╔══
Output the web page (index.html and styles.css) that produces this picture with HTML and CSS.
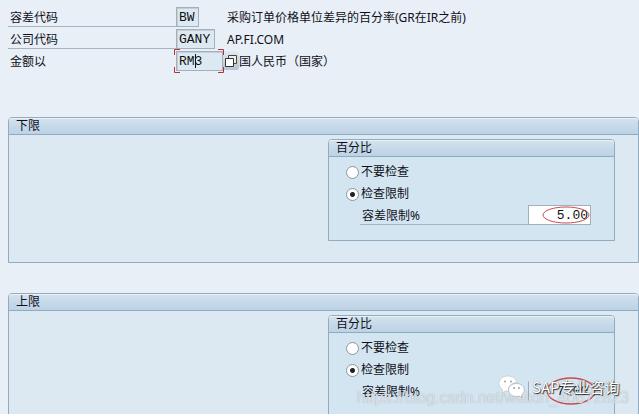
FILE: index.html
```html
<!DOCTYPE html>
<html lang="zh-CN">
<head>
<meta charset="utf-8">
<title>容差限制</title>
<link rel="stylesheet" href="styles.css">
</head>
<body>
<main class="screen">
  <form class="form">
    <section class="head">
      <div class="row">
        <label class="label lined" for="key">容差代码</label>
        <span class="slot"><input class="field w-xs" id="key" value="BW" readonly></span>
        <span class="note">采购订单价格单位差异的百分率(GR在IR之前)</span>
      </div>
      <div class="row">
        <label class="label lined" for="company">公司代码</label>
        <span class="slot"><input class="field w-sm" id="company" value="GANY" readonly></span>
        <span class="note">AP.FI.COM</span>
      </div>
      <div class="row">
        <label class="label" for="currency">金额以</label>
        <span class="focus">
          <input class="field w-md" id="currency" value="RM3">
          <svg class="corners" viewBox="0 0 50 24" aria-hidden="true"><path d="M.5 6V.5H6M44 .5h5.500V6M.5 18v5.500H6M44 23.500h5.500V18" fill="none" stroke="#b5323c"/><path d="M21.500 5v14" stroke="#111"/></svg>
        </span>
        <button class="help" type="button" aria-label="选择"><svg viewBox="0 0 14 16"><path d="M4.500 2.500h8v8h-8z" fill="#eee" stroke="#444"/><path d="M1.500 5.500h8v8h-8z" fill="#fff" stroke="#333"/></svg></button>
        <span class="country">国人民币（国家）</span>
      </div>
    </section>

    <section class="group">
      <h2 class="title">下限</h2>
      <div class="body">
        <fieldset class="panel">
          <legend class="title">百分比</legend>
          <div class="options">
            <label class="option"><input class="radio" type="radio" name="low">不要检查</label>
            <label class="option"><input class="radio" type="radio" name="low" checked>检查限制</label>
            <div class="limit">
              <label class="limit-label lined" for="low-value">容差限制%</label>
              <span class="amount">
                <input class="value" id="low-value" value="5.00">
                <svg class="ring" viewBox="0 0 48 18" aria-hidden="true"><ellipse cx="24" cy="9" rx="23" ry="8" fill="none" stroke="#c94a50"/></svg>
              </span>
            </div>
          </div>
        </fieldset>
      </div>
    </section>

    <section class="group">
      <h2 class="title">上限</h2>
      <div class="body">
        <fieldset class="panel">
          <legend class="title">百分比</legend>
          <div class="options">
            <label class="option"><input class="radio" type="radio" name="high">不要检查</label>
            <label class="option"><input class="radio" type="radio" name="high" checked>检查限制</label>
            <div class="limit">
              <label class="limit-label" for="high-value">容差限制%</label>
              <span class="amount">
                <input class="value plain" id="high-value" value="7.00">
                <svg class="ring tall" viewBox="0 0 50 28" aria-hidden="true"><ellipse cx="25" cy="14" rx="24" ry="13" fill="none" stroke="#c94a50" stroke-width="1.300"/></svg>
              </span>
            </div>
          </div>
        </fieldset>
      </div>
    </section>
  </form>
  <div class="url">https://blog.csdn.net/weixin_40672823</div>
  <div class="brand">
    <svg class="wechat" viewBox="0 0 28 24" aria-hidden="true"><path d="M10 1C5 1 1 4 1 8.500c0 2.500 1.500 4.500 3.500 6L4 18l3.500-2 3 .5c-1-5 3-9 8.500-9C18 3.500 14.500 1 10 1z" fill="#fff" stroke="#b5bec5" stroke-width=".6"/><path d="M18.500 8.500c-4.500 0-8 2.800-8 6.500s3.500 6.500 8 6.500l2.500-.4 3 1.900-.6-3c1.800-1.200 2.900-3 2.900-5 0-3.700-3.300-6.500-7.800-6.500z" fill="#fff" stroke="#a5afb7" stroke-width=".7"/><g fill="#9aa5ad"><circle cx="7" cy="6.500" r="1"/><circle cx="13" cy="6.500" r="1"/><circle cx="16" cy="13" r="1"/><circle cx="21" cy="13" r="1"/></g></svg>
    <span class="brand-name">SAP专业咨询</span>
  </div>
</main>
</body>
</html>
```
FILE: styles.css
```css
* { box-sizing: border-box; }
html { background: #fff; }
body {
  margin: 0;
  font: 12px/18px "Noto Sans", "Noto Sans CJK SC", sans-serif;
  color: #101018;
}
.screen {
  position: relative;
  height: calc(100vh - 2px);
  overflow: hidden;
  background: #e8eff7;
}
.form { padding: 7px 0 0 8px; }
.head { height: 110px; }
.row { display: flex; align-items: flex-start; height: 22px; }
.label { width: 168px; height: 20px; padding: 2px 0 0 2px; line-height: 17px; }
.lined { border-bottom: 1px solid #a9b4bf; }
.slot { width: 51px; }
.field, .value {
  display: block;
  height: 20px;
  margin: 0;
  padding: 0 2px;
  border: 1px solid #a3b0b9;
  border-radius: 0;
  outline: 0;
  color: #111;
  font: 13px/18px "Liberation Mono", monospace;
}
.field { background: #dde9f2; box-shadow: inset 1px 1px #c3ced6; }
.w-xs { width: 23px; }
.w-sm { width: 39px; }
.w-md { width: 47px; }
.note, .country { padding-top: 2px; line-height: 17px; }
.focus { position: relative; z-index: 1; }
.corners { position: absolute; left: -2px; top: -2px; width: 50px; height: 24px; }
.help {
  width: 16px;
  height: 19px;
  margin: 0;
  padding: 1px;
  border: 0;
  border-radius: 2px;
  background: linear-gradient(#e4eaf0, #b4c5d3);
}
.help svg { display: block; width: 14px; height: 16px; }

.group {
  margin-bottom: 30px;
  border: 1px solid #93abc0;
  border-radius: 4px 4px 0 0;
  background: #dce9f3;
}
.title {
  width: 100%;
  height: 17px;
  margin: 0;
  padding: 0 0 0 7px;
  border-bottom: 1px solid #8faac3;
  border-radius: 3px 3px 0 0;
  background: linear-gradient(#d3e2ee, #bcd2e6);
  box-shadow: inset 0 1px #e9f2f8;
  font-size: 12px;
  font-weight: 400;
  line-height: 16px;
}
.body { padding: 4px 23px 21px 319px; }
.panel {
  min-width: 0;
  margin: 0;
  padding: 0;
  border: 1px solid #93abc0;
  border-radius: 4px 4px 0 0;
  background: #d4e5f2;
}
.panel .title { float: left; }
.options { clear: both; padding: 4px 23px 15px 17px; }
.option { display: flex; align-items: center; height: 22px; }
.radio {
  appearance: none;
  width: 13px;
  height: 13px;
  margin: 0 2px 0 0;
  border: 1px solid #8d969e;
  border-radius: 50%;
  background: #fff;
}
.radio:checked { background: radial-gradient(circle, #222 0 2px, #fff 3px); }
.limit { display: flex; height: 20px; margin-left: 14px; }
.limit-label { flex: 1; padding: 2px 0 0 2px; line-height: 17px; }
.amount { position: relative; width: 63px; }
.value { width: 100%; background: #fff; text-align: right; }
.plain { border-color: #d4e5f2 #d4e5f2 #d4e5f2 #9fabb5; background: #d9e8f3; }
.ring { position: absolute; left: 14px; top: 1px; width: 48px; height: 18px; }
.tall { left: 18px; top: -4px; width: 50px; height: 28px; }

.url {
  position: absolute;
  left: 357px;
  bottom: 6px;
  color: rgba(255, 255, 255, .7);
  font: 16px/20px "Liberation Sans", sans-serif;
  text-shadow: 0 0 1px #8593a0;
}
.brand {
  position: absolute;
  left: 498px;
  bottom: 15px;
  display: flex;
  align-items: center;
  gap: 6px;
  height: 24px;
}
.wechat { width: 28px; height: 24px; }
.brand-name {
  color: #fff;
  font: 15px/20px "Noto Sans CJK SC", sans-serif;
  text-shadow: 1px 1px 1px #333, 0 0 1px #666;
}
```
╚══
Restate the listing above word for word, and skip the pictures.

■ **RESPONSE BELOW**:
Output the web page (index.html and styles.css) that produces this picture with HTML and CSS.
FILE: index.html
```html
<!DOCTYPE html>
<html lang="zh-CN">
<head>
<meta charset="utf-8">
<title>容差限制</title>
<link rel="stylesheet" href="styles.css">
</head>
<body>
<main class="screen">
  <form class="form">
    <section class="head">
      <div class="row">
        <label class="label lined" for="key">容差代码</label>
        <span class="slot"><input class="field w-xs" id="key" value="BW" readonly></span>
        <span class="note">采购订单价格单位差异的百分率(GR在IR之前)</span>
      </div>
      <div class="row">
        <label class="label lined" for="company">公司代码</label>
        <span class="slot"><input class="field w-sm" id="company" value="GANY" readonly></span>
        <span class="note">AP.FI.COM</span>
      </div>
      <div class="row">
        <label class="label" for="currency">金额以</label>
        <span class="focus">
          <input class="field w-md" id="currency" value="RM3">
          <svg class="corners" viewBox="0 0 50 24" aria-hidden="true"><path d="M.5 6V.5H6M44 .5h5.500V6M.5 18v5.500H6M44 23.500h5.500V18" fill="none" stroke="#b5323c"/><path d="M21.500 5v14" stroke="#111"/></svg>
        </span>
        <button class="help" type="button" aria-label="选择"><svg viewBox="0 0 14 16"><path d="M4.500 2.500h8v8h-8z" fill="#eee" stroke="#444"/><path d="M1.500 5.500h8v8h-8z" fill="#fff" stroke="#333"/></svg></button>
        <span class="country">国人民币（国家）</span>
      </div>
    </section>

    <section class="group">
      <h2 class="title">下限</h2>
      <div class="body">
        <fieldset class="panel">
          <legend class="title">百分比</legend>
          <div class="options">
            <label class="option"><input class="radio" type="radio" name="low">不要检查</label>
            <label class="option"><input class="radio" type="radio" name="low" checked>检查限制</label>
            <div class="limit">
              <label class="limit-label lined" for="low-value">容差限制%</label>
              <span class="amount">
                <input class="value" id="low-value" value="5.00">
                <svg class="ring" viewBox="0 0 48 18" aria-hidden="true"><ellipse cx="24" cy="9" rx="23" ry="8" fill="none" stroke="#c94a50"/></svg>
              </span>
            </div>
          </div>
        </fieldset>
      </div>
    </section>

    <section class="group">
      <h2 class="title">上限</h2>
      <div class="body">
        <fieldset class="panel">
          <legend class="title">百分比</legend>
          <div class="options">
            <label class="option"><input class="radio" type="radio" name="high">不要检查</label>
            <label class="option"><input class="radio" type="radio" name="high" checked>检查限制</label>
            <div class="limit">
              <label class="limit-label" for="high-value">容差限制%</label>
              <span class="amount">
                <input class="value plain" id="high-value" value="7.00">
                <svg class="ring tall" viewBox="0 0 50 28" aria-hidden="true"><ellipse cx="25" cy="14" rx="24" ry="13" fill="none" stroke="#c94a50" stroke-width="1.300"/></svg>
              </span>
            </div>
          </div>
        </fieldset>
      </div>
    </section>
  </form>
  <div class="url">https://blog.csdn.net/weixin_40672823</div>
  <div class="brand">
    <svg class="wechat" viewBox="0 0 28 24" aria-hidden="true"><path d="M10 1C5 1 1 4 1 8.500c0 2.500 1.500 4.500 3.500 6L4 18l3.500-2 3 .5c-1-5 3-9 8.500-9C18 3.500 14.500 1 10 1z" fill="#fff" stroke="#b5bec5" stroke-width=".6"/><path d="M18.500 8.500c-4.500 0-8 2.800-8 6.500s3.500 6.500 8 6.500l2.500-.4 3 1.900-.6-3c1.800-1.200 2.900-3 2.900-5 0-3.700-3.300-6.500-7.800-6.500z" fill="#fff" stroke="#a5afb7" stroke-width=".7"/><g fill="#9aa5ad"><circle cx="7" cy="6.500" r="1"/><circle cx="13" cy="6.500" r="1"/><circle cx="16" cy="13" r="1"/><circle cx="21" cy="13" r="1"/></g></svg>
    <span class="brand-name">SAP专业咨询</span>
  </div>
</main>
</body>
</html>
```
FILE: styles.css
```css
* { box-sizing: border-box; }
html { background: #fff; }
body {
  margin: 0;
  font: 12px/18px "Noto Sans", "Noto Sans CJK SC", sans-serif;
  color: #101018;
}
.screen {
  position: relative;
  height: calc(100vh - 2px);
  overflow: hidden;
  background: #e8eff7;
}
.form { padding: 7px 0 0 8px; }
.head { height: 110px; }
.row { display: flex; align-items: flex-start; height: 22px; }
.label { width: 168px; height: 20px; padding: 2px 0 0 2px; line-height: 17px; }
.lined { border-bottom: 1px solid #a9b4bf; }
.slot { width: 51px; }
.field, .value {
  display: block;
  height: 20px;
  margin: 0;
  padding: 0 2px;
  border: 1px solid #a3b0b9;
  border-radius: 0;
  outline: 0;
  color: #111;
  font: 13px/18px "Liberation Mono", monospace;
}
.field { background: #dde9f2; box-shadow: inset 1px 1px #c3ced6; }
.w-xs { width: 23px; }
.w-sm { width: 39px; }
.w-md { width: 47px; }
.note, .country { padding-top: 2px; line-height: 17px; }
.focus { position: relative; z-index: 1; }
.corners { position: absolute; left: -2px; top: -2px; width: 50px; height: 24px; }
.help {
  width: 16px;
  height: 19px;
  margin: 0;
  padding: 1px;
  border: 0;
  border-radius: 2px;
  background: linear-gradient(#e4eaf0, #b4c5d3);
}
.help svg { display: block; width: 14px; height: 16px; }

.group {
  margin-bottom: 30px;
  border: 1px solid #93abc0;
  border-radius: 4px 4px 0 0;
  background: #dce9f3;
}
.title {
  width: 100%;
  height: 17px;
  margin: 0;
  padding: 0 0 0 7px;
  border-bottom: 1px solid #8faac3;
  border-radius: 3px 3px 0 0;
  background: linear-gradient(#d3e2ee, #bcd2e6);
  box-shadow: inset 0 1px #e9f2f8;
  font-size: 12px;
  font-weight: 400;
  line-height: 16px;
}
.body { padding: 4px 23px 21px 319px; }
.panel {
  min-width: 0;
  margin: 0;
  padding: 0;
  border: 1px solid #93abc0;
  border-radius: 4px 4px 0 0;
  background: #d4e5f2;
}
.panel .title { float: left; }
.options { clear: both; padding: 4px 23px 15px 17px; }
.option { display: flex; align-items: center; height: 22px; }
.radio {
  appearance: none;
  width: 13px;
  height: 13px;
  margin: 0 2px 0 0;
  border: 1px solid #8d969e;
  border-radius: 50%;
  background: #fff;
}
.radio:checked { background: radial-gradient(circle, #222 0 2px, #fff 3px); }
.limit { display: flex; height: 20px; margin-left: 14px; }
.limit-label { flex: 1; padding: 2px 0 0 2px; line-height: 17px; }
.amount { position: relative; width: 63px; }
.value { width: 100%; background: #fff; text-align: right; }
.plain { border-color: #d4e5f2 #d4e5f2 #d4e5f2 #9fabb5; background: #d9e8f3; }
.ring { position: absolute; left: 14px; top: 1px; width: 48px; height: 18px; }
.tall { left: 18px; top: -4px; width: 50px; height: 28px; }

.url {
  position: absolute;
  left: 357px;
  bottom: 6px;
  color: rgba(255, 255, 255, .7);
  font: 16px/20px "Liberation Sans", sans-serif;
  text-shadow: 0 0 1px #8593a0;
}
.brand {
  position: absolute;
  left: 498px;
  bottom: 15px;
  display: flex;
  align-items: center;
  gap: 6px;
  height: 24px;
}
.wechat { width: 28px; height: 24px; }
.brand-name {
  color: #fff;
  font: 15px/20px "Noto Sans CJK SC", sans-serif;
  text-shadow: 1px 1px 1px #333, 0 0 1px #666;
}
```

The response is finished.